The issue was directly addressed most recently in Quill Corp. v. North Dakota in 1992. In Quill, the Supreme Court reaffirmed that the dormant commerce clause prohibits a state from requiring an out-of-state retailer to collect and remit a state sales tax if the retailer has no physical presence there.
Frustrated with the impact of Quill on their revenue collection, states then got a boost from Justice Kennedy in 2016. In a separate concurring opinion in Direct Mktg. Ass’n v.
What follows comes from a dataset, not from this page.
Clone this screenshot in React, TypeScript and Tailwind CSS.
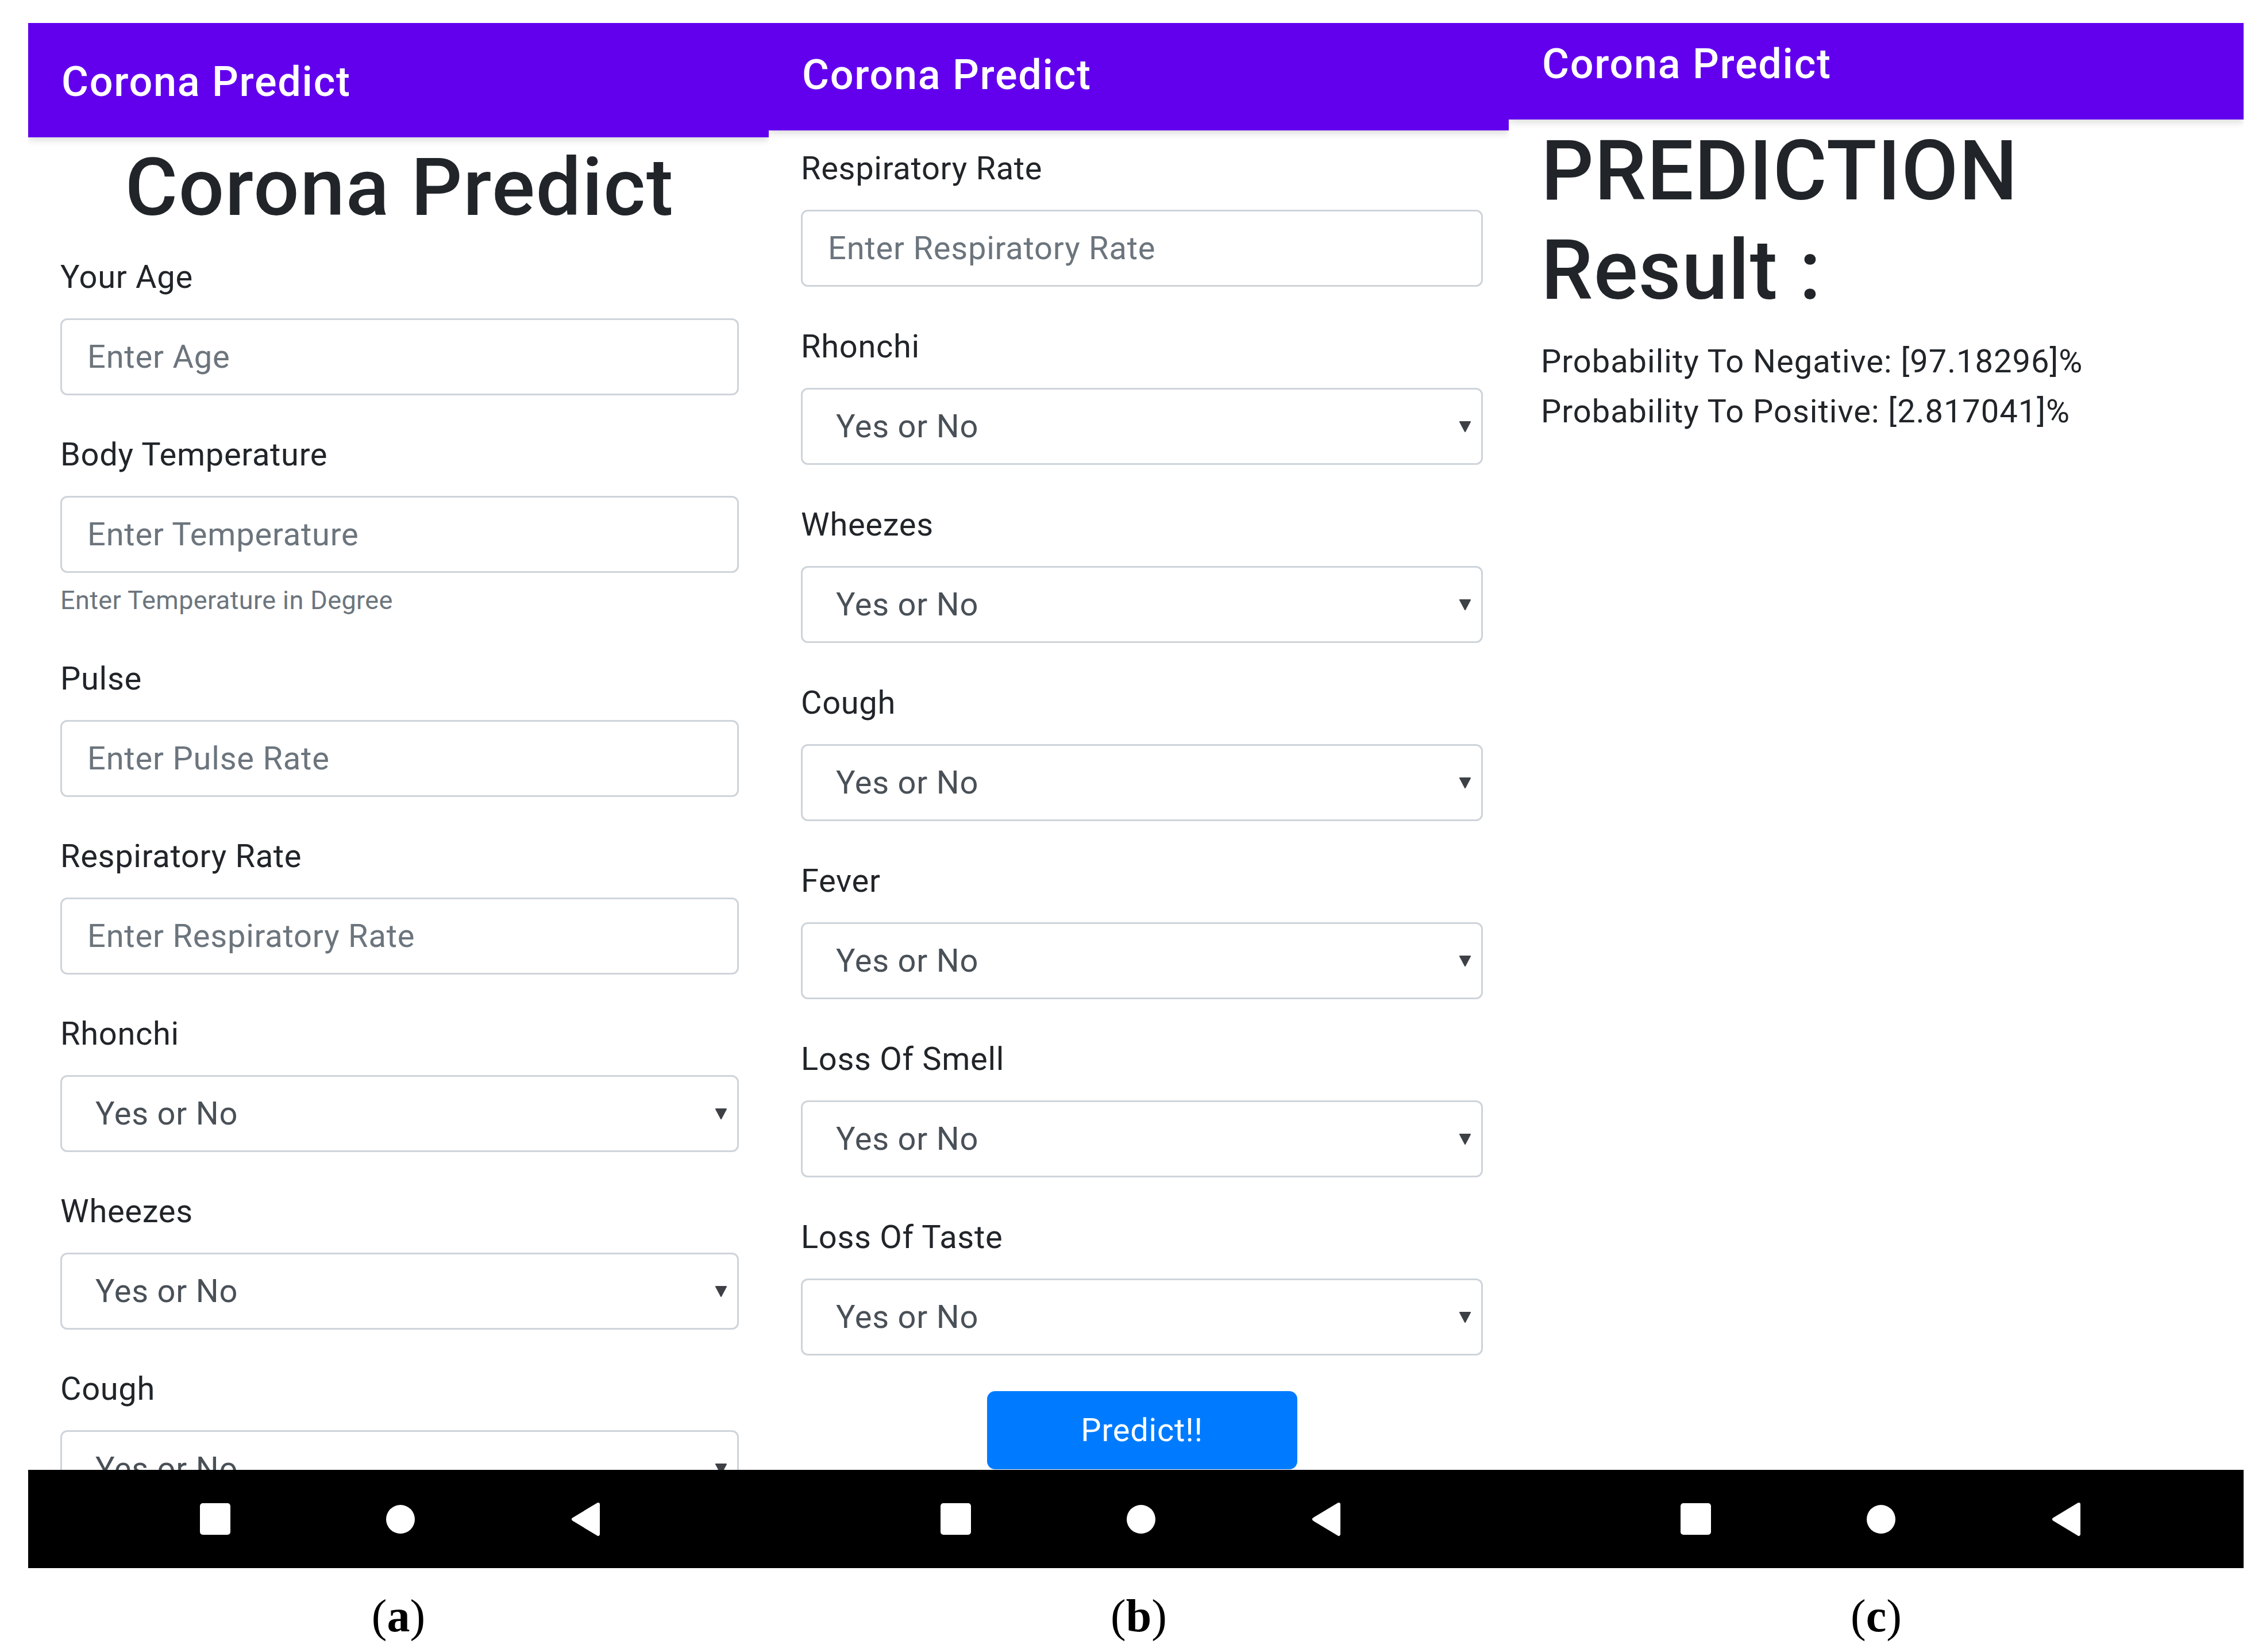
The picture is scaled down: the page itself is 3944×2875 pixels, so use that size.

Brohl, Kennedy criticized Quill and suggested the time had come for a case that would allow the court to re-examine its holding in Quill.
That same year, South Dakota followed Kennedy's suggestion by passing a law that would require any retailer transacting more than $100,000 in business in South Dakota or making more than 200 sales to consumers there to collect and remit the South Dakota sales tax; it didn't matter, according to the new law, whether the retailer had a physical presence in the state.
South Dakota then promptly filed a declaratory judgment action seeking a determination of the statute’s validity. Following Quill, South Dakota courts concluded that the new law violates the commerce clause.
The Supreme Court granted certiorari to re-examine Quill.
What question(s) are the justices being asked to decide?
The Court is being asked to decide whether the physical presence requirement embraced in Quill remains an appropriate test in the new age of the internet.
Why is this case important?
For the average American, the potential significance of this case is simple: if the Supreme Court overrules Quill, consumers will no longer be able to take advantage of those “sales tax-free” purchases on the internet.
Many retailers already collect state sales taxes, either voluntarily or because they have a physical presence in-state, so this impact might not be as noticeable to consumers as it was when internet commerce was new and seemingly few sales included state sales taxes.
Many states believe the outcome of the case could have a substantial impact on state revenues. Overruling Quill, these states believe, will allow them to collect billions of dollars in sales tax that would otherwise remain uncollected under the rule in Quill.
But retailers believe that overruling Quill will force retailers to comply with thousands of complex and variable state and local sales tax regimes. That burden, they urge, will fall most heavily on small businesses.